Once you have your system for personalized payment links in place, you can use data to fine-tune your strategies and measure improvement. Here are three examples:

  1. Develop targeted messaging. Everyone can benefit from personalized payment links, but customers with two or more delinquencies or with a history of customer service calls are especially good candidates. Your payments provider can identify those key customer groups and help you develop and disseminate effective messaging that speaks to their specific pain point. For instance, “Don’t spend time on the phone paying your bill when a personalized payment link can help you get it done in only a few clicks! Here’s how it works.” 

    As you experiment with different messaging, be sure to have your payments provider track how many recipients open the message and click their personalized link and whether it leads to a positive shift in on-time self-payment.

  1. Have agents educate callers. Whenever a payer calls a customer service agent to pay by phone or get help with a simple payment problem, the agent should recommend personal payment links. What works well is to have the agent ask, “May I send you a link to get you right to your payment screen?” and then stay on the line with the caller until payment is complete. By demonstrating how easy self-pay can be with a personalized payment link, the next logical step is to suggest the caller sign up to receive their link within a regular reminder message.

    Your payments technology provider can help you develop a script for customer service agents and track how many people register for personalized payment links based on that interaction. You can even create incentives for agents who sign up the most customers using this process.

  1. Time the distribution of messages based on data. Send payment links on the days most likely to yield successful payment. How do you know that information? You look at payments data both from your own payers as well as your industry as a whole. Your payments provider should be able to provide that data as well as helpful analysis on any patterns or anomalies that might guide your strategy.

    For instance, PayNearMe has found that payments made at the end of the week have much lower rates of decline, likely because that’s when most people get paid. Timing reminder messages and links to arrive on those days will increase the likelihood that recipients will follow through on payment immediately doing so successfully.

    Data can also guide other elements of your program, including keeping track of which wording prompts the desired action for individuals or groups of customers.
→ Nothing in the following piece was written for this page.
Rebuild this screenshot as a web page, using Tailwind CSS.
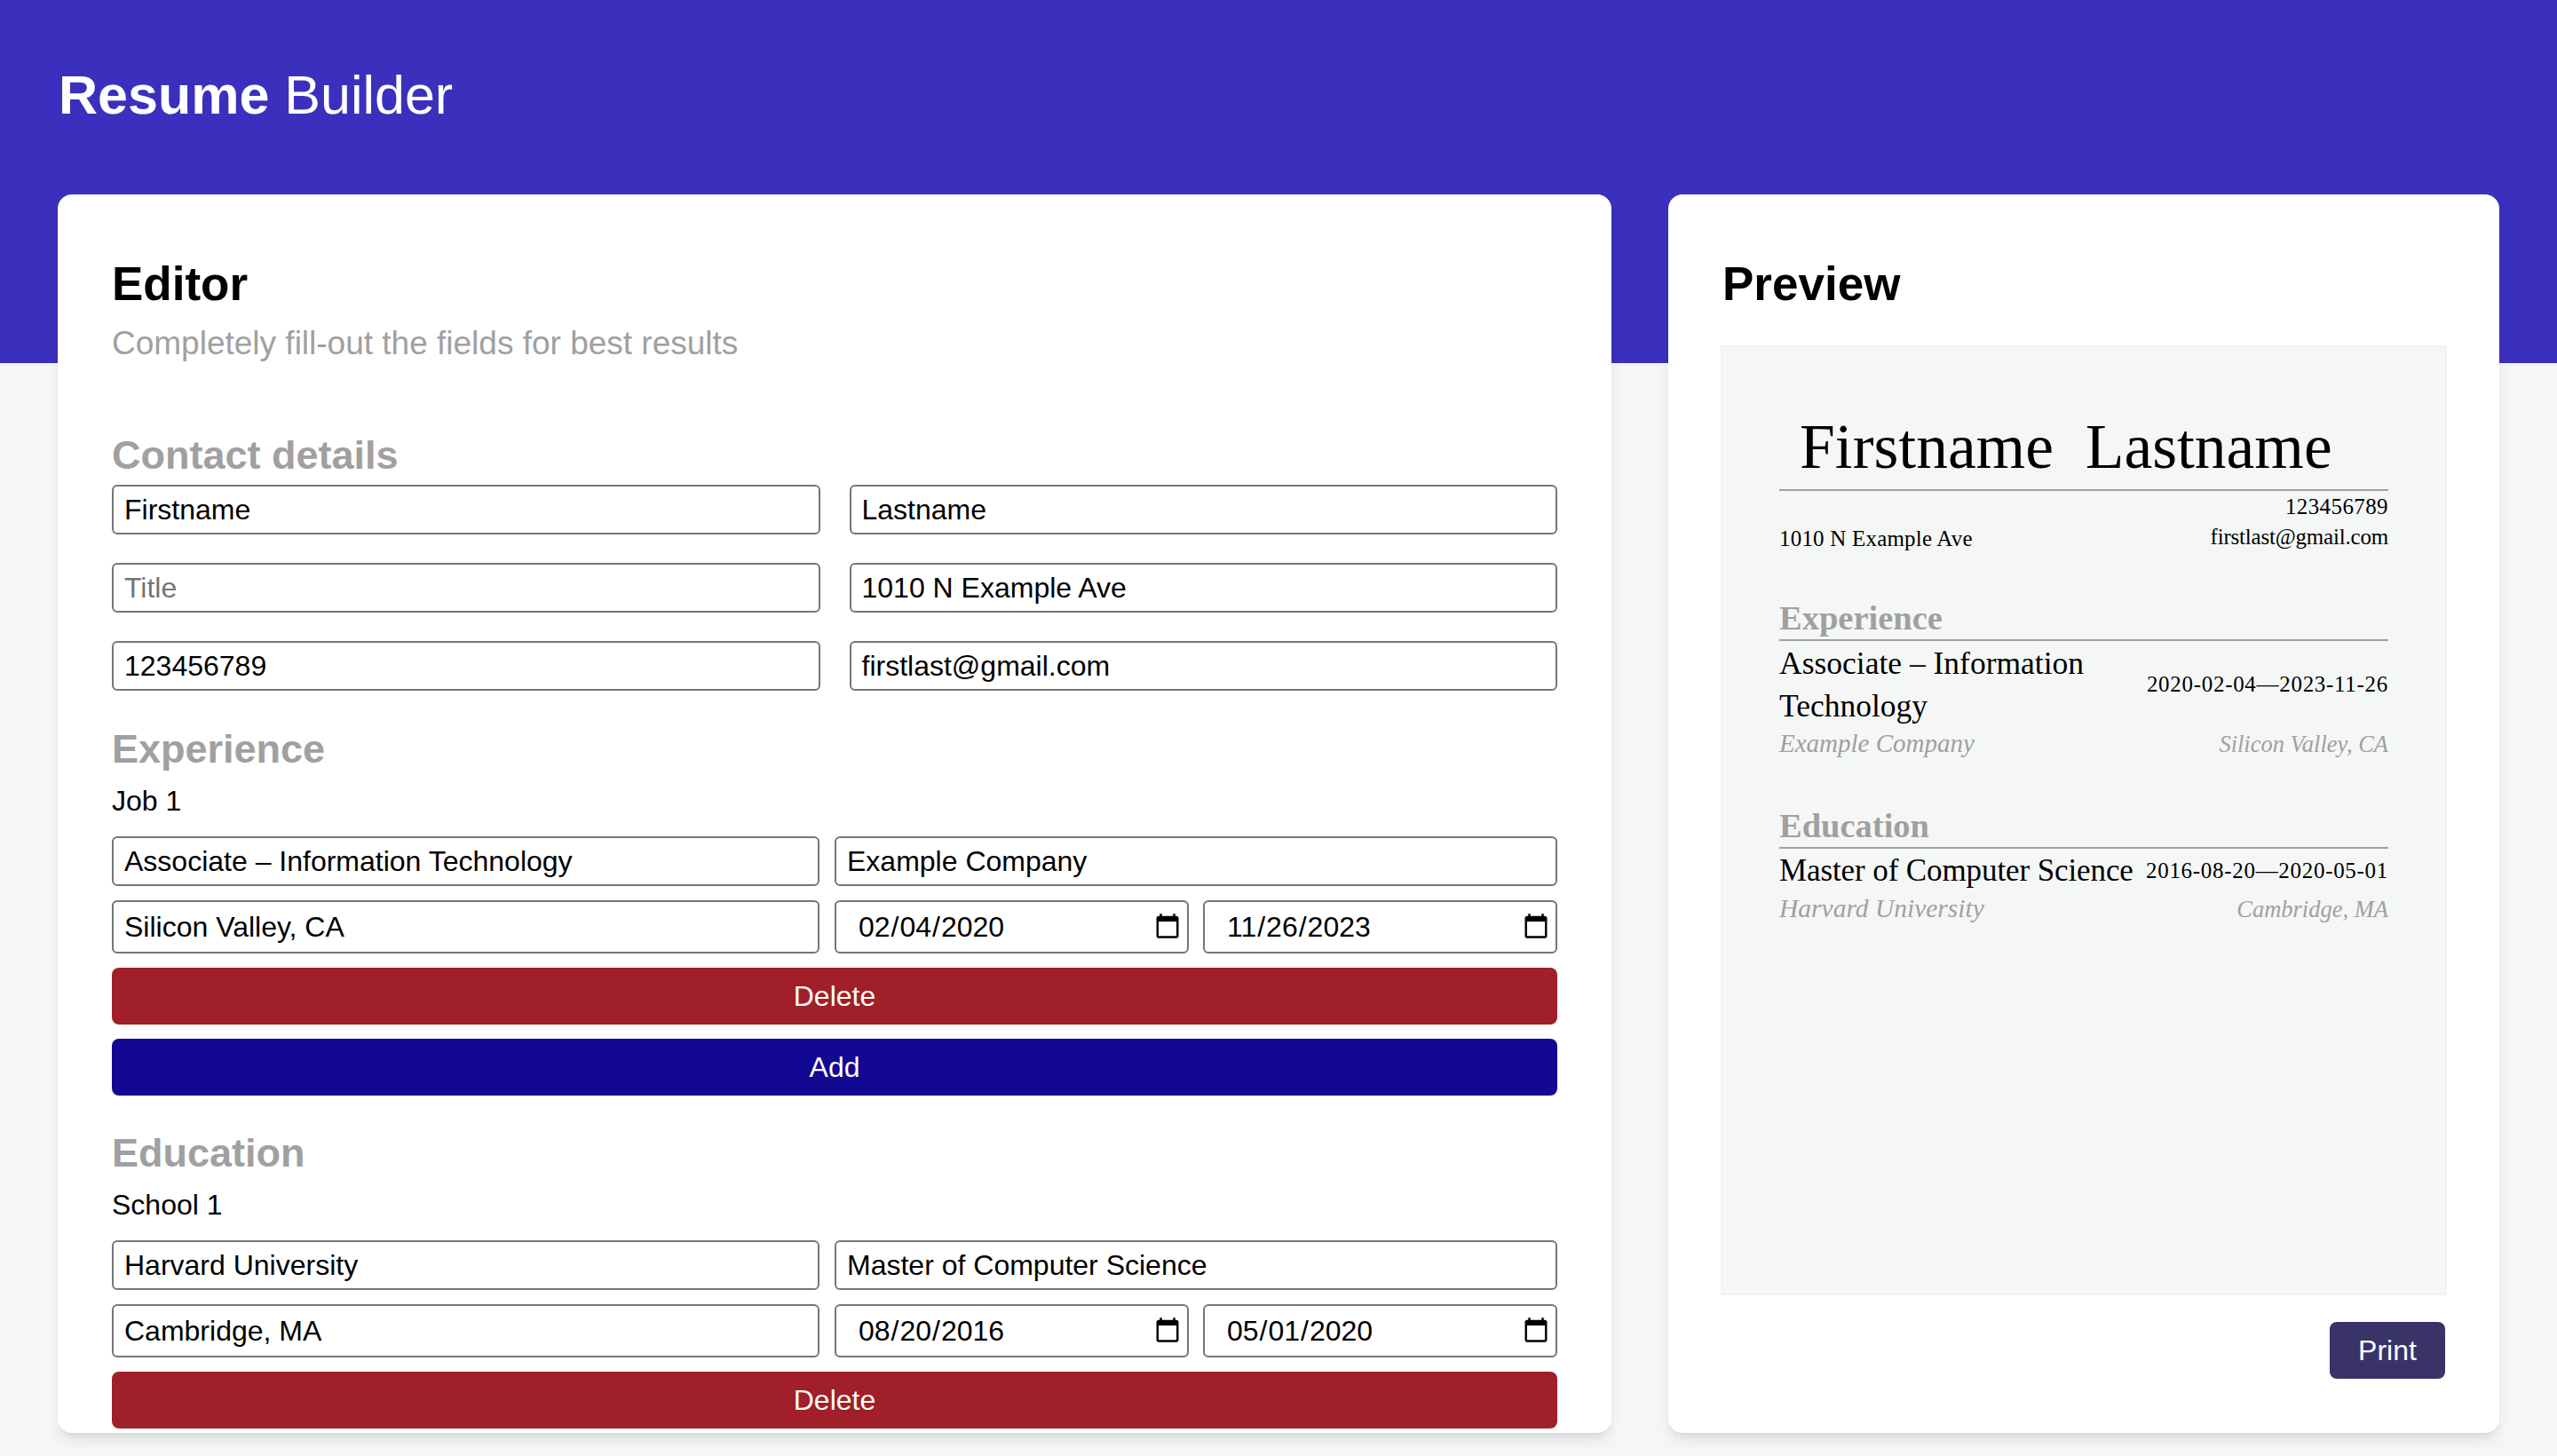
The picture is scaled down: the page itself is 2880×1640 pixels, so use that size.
<!DOCTYPE html>
<html lang="en">

<head>
    <meta charset="UTF-8">
    <meta name="viewport" content="width=device-width, initial-scale=1.0">
    <title>Resume Builder</title>
    <script src="https://cdn.jsdelivr.net/npm/@tailwindcss/browser@4"></script>
</head>

<body class="h-[1640px] overflow-hidden bg-[#f5f7f6] [font-family:'Liberation_Sans',Arial,sans-serif] text-black">

    <header class="h-[409px] bg-[#3b30bd] pl-[66px] pt-[72px] text-[61px] leading-[70px] text-white">
        <span class="font-bold">Resume</span> Builder
    </header>

    <main class="mt-[-190px] flex gap-[64px] px-[65px]">

        <section class="h-[1395px] w-[1750px] overflow-hidden rounded-2xl bg-white px-[61px] pt-[71px] shadow-lg">
            <h1 class="text-[53px] font-bold leading-[60px]">Editor</h1>
            <p class="mt-[15px] text-[37px] leading-[44px] text-[#a0a0a0]">Completely fill-out the fields for best results</p>

            <h2 class="mt-[78px] mb-[7px] text-[45px] font-bold leading-[52px] text-[#a0a0a0]">Contact details</h2>
            <div class="grid grid-cols-2 gap-x-[33px] gap-y-[32px]">
                <input class="h-[56px] w-full rounded-md border-2 border-[#767676] px-[12px] text-[32px]" value="Firstname">
                <input class="h-[56px] w-full rounded-md border-2 border-[#767676] px-[12px] text-[32px]" value="Lastname">
                <input class="h-[56px] w-full rounded-md border-2 border-[#767676] px-[12px] text-[32px] placeholder:text-[#757575]" placeholder="Title">
                <input class="h-[56px] w-full rounded-md border-2 border-[#767676] px-[12px] text-[32px]" value="1010 N Example Ave">
                <input class="h-[56px] w-full rounded-md border-2 border-[#767676] px-[12px] text-[32px]" value="123456789">
                <input class="h-[56px] w-full rounded-md border-2 border-[#767676] px-[12px] text-[32px]" value="firstlast@gmail.com">
            </div>

            <h2 class="mt-[40px] text-[45px] font-bold leading-[52px] text-[#a0a0a0]">Experience</h2>
            <p class="mt-[12px] text-[32px] leading-[40px]">Job 1</p>
            <div class="mt-[20px] grid grid-cols-[797px_1fr] gap-x-[17px] gap-y-[16px]">
                <input class="h-[56px] w-full rounded-md border-2 border-[#767676] px-[12px] text-[32px]" value="Associate – Information Technology">
                <input class="h-[56px] w-full rounded-md border-2 border-[#767676] px-[12px] text-[32px]" value="Example Company">
                <input class="h-[60px] w-full rounded-md border-2 border-[#767676] px-[12px] text-[32px]" value="Silicon Valley, CA">
                <div class="grid grid-cols-2 gap-x-[16px]">
                    <input type="date" class="h-[60px] w-full rounded-md border-2 border-[#767676] pl-[24px] pr-[4px] text-[32px]" value="2020-02-04">
                    <input type="date" class="h-[60px] w-full rounded-md border-2 border-[#767676] pl-[24px] pr-[4px] text-[32px]" value="2023-11-26">
                </div>
            </div>
            <button class="mt-[16px] block h-[64px] w-full rounded-lg bg-[#a01f28] text-[32px] text-white">Delete</button>
            <button class="mt-[16px] block h-[64px] w-full rounded-lg bg-[#130892] text-[32px] text-white">Add</button>

            <h2 class="mt-[39px] text-[45px] font-bold leading-[52px] text-[#a0a0a0]">Education</h2>
            <p class="mt-[12px] text-[32px] leading-[40px]">School 1</p>
            <div class="mt-[20px] grid grid-cols-[797px_1fr] gap-x-[17px] gap-y-[16px]">
                <input class="h-[56px] w-full rounded-md border-2 border-[#767676] px-[12px] text-[32px]" value="Harvard University">
                <input class="h-[56px] w-full rounded-md border-2 border-[#767676] px-[12px] text-[32px]" value="Master of Computer Science">
                <input class="h-[60px] w-full rounded-md border-2 border-[#767676] px-[12px] text-[32px]" value="Cambridge, MA">
                <div class="grid grid-cols-2 gap-x-[16px]">
                    <input type="date" class="h-[60px] w-full rounded-md border-2 border-[#767676] pl-[24px] pr-[4px] text-[32px]" value="2016-08-20">
                    <input type="date" class="h-[60px] w-full rounded-md border-2 border-[#767676] pl-[24px] pr-[4px] text-[32px]" value="2020-05-01">
                </div>
            </div>
            <button class="mt-[16px] block h-[64px] w-full rounded-lg bg-[#a01f28] text-[32px] text-white">Delete</button>
        </section>

        <section class="h-[1395px] w-[936px] rounded-2xl bg-white px-[59px] pt-[71px] shadow-lg">
            <h1 class="ml-[2px] text-[53px] font-bold leading-[60px]">Preview</h1>

            <div class="mt-[39px] h-[1070px] border-2 border-[#f1f3f2] bg-[#f5f7f6] px-[64px] pt-[76px] [font-family:'Liberation_Serif','Times_New_Roman',serif]">
                <div class="whitespace-pre border-b-2 border-[#a0a0a0] pb-[12px] pl-[23px] text-[71.5px] leading-[72px]">Firstname  Lastname</div>
                <div class="flex items-end justify-between pt-[1px] text-[25px] leading-[34px]">
                    <span class="mb-[-2px] tracking-[0.2px]">1010 N Example Ave</span>
                    <span class="text-right"><span class="tracking-[0.4px]">123456789</span><br><span class="tracking-[-0.2px]">firstlast@gmail.com</span></span>
                </div>

                <h3 class="mt-[52px] border-b-2 border-[#a0a0a0] pb-[2px] text-[38.5px] font-bold leading-[44px] text-[#a0a0a0]">Experience</h3>
                <div class="flex items-center justify-between pt-[1px]">
                    <span class="w-[380px] text-[35.5px] leading-[48px]">Associate – Information Technology</span>
                    <span class="text-[25px] tracking-[0.7px]">2020-02-04—2023-11-26</span>
                </div>
                <div class="flex items-baseline justify-between pt-[1px] italic leading-[34px] text-[#a0a0a0]">
                    <span class="text-[29px]">Example Company</span>
                    <span class="text-[26.5px]">Silicon Valley, CA</span>
                </div>

                <h3 class="mt-[53px] border-b-2 border-[#a0a0a0] pb-[2px] text-[38.5px] font-bold leading-[44px] text-[#a0a0a0]">Education</h3>
                <div class="flex items-center justify-between pt-[1px]">
                    <span class="text-[35px] leading-[48px] tracking-[-0.1px]">Master of Computer Science</span>
                    <span class="text-[25px] tracking-[0.7px]">2016-08-20—2020-05-01</span>
                </div>
                <div class="flex items-baseline justify-between pt-[1px] italic leading-[34px] text-[#a0a0a0]">
                    <span class="text-[29.5px]">Harvard University</span>
                    <span class="text-[26.5px]">Cambridge, MA</span>
                </div>
            </div>

            <div class="mt-[30px] flex justify-end pr-[2px]">
                <button class="h-[64px] w-[130px] rounded-lg bg-[#3a3368] text-[32px] text-white">Print</button>
            </div>
        </section>

    </main>

</body>

</html>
That includes messaging before the due date, to encourage on-time payment, or once the payer is delinquent, to initiate a repayment plan. You can even incorporate artificial intelligence and machine learning to automatically generate and disseminate messaging to individual payers based on what has historically resulted in the desired action for that person, or persons like them. 

Easier Payment – No Matter How the Economy Unfolds

Whether or not payment delinquencies return to normal levels in the future, your organization can motivate customers to pay on time now, without costly customer service involvement. That’s the promise of personalized payment links. They take a multi-step process that can easily trip up customers, and make it as easy and intuitive as the other activities they do on their mobile devices every day.

Most importantly, don’t go it alone. Look for a payments technology provider that offers that service, along with the data to help you improve adoption and measure success along the way.